In Polish Alliance of Canada v. Polish Assn. of Toronto Ltd. (released May 2014), Justice Myers of the Ontario Superior Court of Justice recognized and gave effect to the economic rights of members of the branch of a non-charitable cultural corporation.
In Polish Alliance, the issue was who beneficially owns the clubhouse of a branch of the Polish Alliance of Canada (the "Branch") and contiguous lands? This property was said to be perhaps worth over $50 million. Title to the property was registered in the name of the corporate defendant, Polish Association of Toronto Limited (the "Registered Owner").
Complicating matters, in 1973, a corporation was formed under what is now Part III of the Ontario Corporations Act (the "OCA"). The corporation also bore the name, Polish Alliance of Canada ("PAC") (which was identical to that of the pre-existing unincorporated association). The corporation, PAC, also claimed beneficial ownership of the property.
In the course of his ruling in favour of the members of the Branch, Justice Myers drew a critical distinction between the "chapter model" of an unincorporated association and its polar opposite, the "association model". Under the chapter model, a branch has no independent identity from the parent corporation (which consists of a unitary whole). An association model organization is analogous to a federation of partly self-governing states united under a central government (in which the branches consist of independent parts). In either case, since a branch is not an incorporated association, it is not a legal entity and cannot purchase or hold property in its own name. However, internally, parties are free to organize themselves contractually as they wish, i.e., adopting a chapter model or an association model.
Here, the Branch was found to be an independent part of PAC. While not a legal entity (i.e., externally), as between the parties (i.e., internally), the Branch was recognized as distinct. It can lend and borrow to the parent, manage property interests delegated to it and exercise the rights of a branch under the PAC constitution.
What was particularly germane in this case was who provided the money used for the purchase and upkeep of the property. The judge found that all of the money came from members of the Branch. Absent evidence to the contrary (which the court found had not been presented), the presumption of a resulting trust applies to the property. Accordingly, the law presumes that the Registered Owner holds the property in trust for the funders (i.e., the members of the Branch from time to time).
With respect to the corporation's claim to beneficial ownership of the property, the court found that there was no indication of any notice being provided to members of the Branch that could form the basis of a finding that they knowingly and unanimously ceded beneficial ownership of the property to the corporation, PAC. Indeed, the court found that there was no evidence that the members at large of the Branch knew that PAC had been formed as a corporation. There was also no transfer of title to the property to the corporation.
Finally, the court addressed the issue of the purported withdrawal of the Branch from PAC corporation. He cited as a general rule that a branch may not disaffiliate without the unanimous consent of its members, unless its rules provide otherwise. Proper notice must be given to all members of the branch at the time.
3. Key Observations
There are few cases in Canada that address the status and legal rights of unincorporated organizations and unincorporated branches and chapters of non-for-profit corporations. Nor is there any legislation. Polish Alliance makes a significant contribution to the state of the common law in Canada.

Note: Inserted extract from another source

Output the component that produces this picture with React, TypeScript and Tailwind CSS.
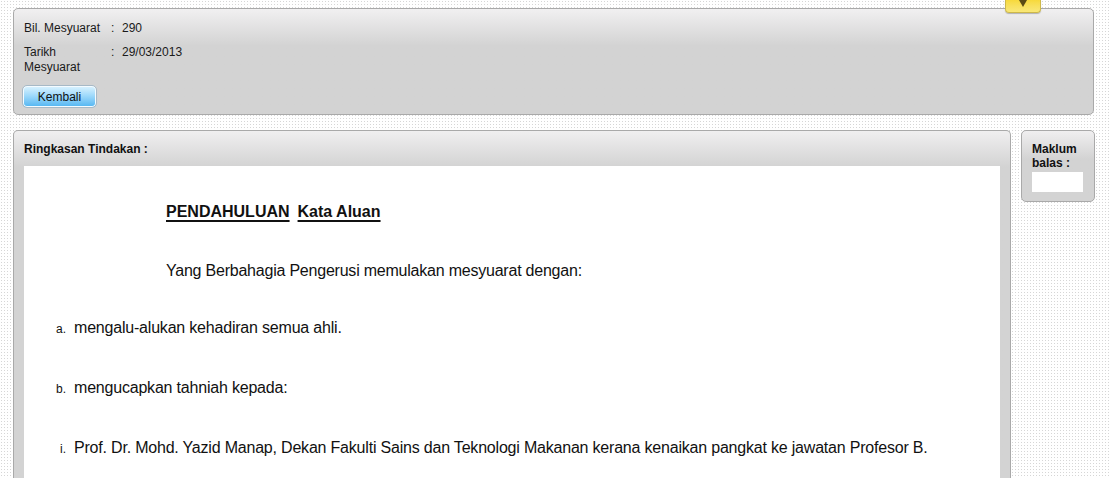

Polish Alliance may be cited in support of the following nascent legal principles:
- Neither a branch nor a chapter has a separate legal existence and, therefore, for example, as an unincorporated association, it cannot acquire or hold title to property. Title to property of a branch, chapter or unincorporated association can only be acquired and held in trust for its members from time to time.
- However, a branch may or may not be recognized and treated, as an internal matter, as a separate independent entity, capable of borrowing and lending to the parent organization of which it is a part, managing property delegated to it and exercise the rights of a branch recognized under the parent's constating documents.
- Whether an unincorporated branch is treated, internally, as having an independent identity or, instead, as having no identity independent from that of its parent organization is a matter of private ordering. Parties are free to choose between the chapter model (no independent identity) at one end of the spectrum and the association model (internally recognized independent identity from the parent) at the other end.
- Members from time to time of an independent branch (as opposed to the branch itself) may enjoy beneficial ownership of property. A resulting trust is presumed in favour of those who fund the acquisition and upkeep of the property. The resulting trust may only be rebutted with cogent evidence.
- Members of an unincorporated branch, chapter or association may only cede property interests knowingly and unanimously (unless otherwise agreed).
- Likewise, a branch may only disassociate from a parent organization if the members for the time being unanimously agree or the rule otherwise provide.
- Incorporation of the parent organization does not result in a change of status of an independent branch nor does it result in a change of ownership of branch property, which remains beneficially owned by members from time to time of the branch.